*Task inputs*:
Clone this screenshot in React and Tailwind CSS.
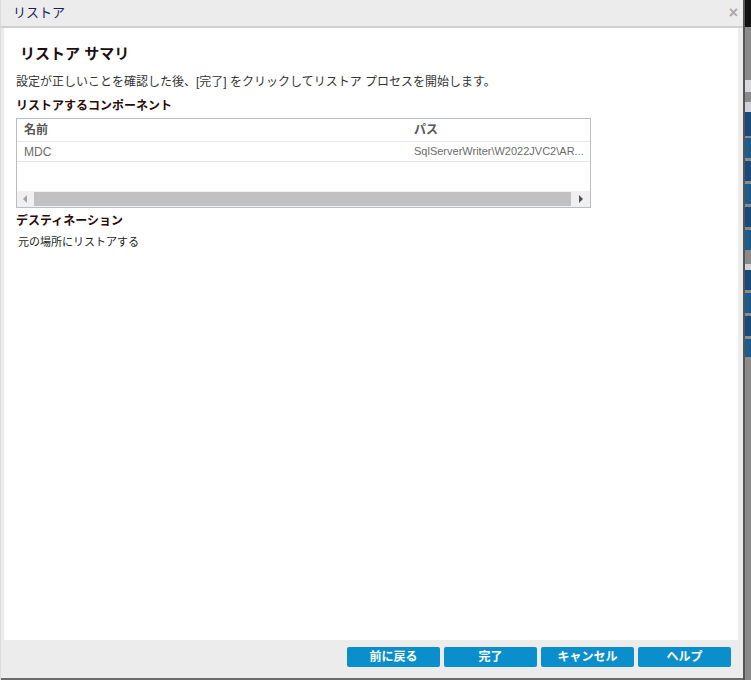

--

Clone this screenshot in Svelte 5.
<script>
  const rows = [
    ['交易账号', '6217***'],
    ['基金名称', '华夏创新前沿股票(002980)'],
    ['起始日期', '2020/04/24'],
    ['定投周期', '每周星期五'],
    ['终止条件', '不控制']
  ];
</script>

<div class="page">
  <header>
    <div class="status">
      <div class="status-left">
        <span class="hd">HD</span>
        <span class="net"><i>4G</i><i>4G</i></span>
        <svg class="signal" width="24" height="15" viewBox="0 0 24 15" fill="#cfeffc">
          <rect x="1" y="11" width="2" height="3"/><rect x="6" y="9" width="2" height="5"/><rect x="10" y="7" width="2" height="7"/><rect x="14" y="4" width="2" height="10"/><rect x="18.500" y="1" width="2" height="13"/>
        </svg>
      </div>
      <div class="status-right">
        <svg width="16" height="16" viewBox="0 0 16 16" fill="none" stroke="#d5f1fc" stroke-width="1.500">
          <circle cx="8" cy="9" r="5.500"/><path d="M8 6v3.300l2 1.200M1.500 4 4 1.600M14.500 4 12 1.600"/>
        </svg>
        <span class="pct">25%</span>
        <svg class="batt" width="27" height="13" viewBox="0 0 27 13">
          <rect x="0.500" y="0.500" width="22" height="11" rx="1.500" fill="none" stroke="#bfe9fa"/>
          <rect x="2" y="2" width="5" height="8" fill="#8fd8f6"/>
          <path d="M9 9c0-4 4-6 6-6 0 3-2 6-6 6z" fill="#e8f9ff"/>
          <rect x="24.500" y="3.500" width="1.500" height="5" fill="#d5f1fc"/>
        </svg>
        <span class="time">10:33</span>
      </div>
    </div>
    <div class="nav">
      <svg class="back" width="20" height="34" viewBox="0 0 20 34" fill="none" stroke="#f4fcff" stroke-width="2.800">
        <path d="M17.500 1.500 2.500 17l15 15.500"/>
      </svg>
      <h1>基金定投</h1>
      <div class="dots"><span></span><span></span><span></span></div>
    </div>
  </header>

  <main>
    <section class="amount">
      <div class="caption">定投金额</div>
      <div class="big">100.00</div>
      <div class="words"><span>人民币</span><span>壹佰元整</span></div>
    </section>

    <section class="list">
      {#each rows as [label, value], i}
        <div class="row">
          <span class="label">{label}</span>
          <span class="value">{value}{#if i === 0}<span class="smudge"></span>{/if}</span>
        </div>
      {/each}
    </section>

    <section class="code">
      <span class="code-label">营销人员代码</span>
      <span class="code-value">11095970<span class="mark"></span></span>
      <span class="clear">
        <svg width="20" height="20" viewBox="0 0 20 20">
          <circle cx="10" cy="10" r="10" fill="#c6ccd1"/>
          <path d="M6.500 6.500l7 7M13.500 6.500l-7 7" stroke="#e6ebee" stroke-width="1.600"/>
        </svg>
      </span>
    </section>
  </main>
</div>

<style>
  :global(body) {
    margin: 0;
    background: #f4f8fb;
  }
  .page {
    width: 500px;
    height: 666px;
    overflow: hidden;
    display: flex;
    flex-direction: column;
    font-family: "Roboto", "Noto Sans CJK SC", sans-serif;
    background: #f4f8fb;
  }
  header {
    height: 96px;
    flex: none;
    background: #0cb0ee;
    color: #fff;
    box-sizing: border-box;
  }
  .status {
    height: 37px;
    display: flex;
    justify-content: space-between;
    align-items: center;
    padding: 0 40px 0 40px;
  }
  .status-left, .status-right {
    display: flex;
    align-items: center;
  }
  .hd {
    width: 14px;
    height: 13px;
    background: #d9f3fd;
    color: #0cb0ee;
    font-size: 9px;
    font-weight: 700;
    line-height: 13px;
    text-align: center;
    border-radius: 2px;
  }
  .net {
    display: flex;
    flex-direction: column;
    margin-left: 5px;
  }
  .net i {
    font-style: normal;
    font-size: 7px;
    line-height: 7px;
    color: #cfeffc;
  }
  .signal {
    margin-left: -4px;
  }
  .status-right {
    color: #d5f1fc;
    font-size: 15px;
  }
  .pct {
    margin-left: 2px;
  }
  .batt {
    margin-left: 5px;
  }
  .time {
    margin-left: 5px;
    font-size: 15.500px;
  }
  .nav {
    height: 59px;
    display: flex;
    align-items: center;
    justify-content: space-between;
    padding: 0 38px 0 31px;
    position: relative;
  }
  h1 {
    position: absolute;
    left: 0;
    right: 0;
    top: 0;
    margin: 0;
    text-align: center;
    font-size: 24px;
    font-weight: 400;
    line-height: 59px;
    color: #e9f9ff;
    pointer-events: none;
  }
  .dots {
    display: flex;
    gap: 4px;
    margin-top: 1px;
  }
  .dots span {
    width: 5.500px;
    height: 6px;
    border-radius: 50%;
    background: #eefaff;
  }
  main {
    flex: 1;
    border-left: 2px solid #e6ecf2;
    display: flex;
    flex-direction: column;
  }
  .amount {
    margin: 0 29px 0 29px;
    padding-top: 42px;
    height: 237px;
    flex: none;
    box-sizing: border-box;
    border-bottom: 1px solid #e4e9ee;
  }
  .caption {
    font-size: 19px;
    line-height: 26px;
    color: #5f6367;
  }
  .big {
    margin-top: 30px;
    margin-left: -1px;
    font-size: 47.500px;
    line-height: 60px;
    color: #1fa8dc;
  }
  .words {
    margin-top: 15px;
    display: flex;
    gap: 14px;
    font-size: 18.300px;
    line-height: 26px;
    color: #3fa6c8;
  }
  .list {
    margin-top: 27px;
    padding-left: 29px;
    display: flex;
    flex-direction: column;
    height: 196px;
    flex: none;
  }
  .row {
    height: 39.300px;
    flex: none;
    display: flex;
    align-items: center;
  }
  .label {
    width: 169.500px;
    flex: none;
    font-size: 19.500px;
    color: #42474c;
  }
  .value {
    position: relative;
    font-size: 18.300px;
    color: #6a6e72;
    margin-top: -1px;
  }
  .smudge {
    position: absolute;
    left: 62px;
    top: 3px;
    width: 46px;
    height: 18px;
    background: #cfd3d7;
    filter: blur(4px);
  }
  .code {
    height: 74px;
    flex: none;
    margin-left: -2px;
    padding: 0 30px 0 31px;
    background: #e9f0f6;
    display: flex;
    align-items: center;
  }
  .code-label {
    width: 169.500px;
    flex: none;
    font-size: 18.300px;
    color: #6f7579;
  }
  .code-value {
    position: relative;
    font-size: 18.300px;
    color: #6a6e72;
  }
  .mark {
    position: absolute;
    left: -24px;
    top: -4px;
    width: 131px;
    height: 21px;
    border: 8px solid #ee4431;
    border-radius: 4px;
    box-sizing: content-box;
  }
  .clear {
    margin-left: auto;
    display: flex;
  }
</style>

*Exercise task*: From the data above, show each line that contains "this".

*Result*:
Clone this screenshot in React and Tailwind CSS.
Clone this screenshot in Svelte 5.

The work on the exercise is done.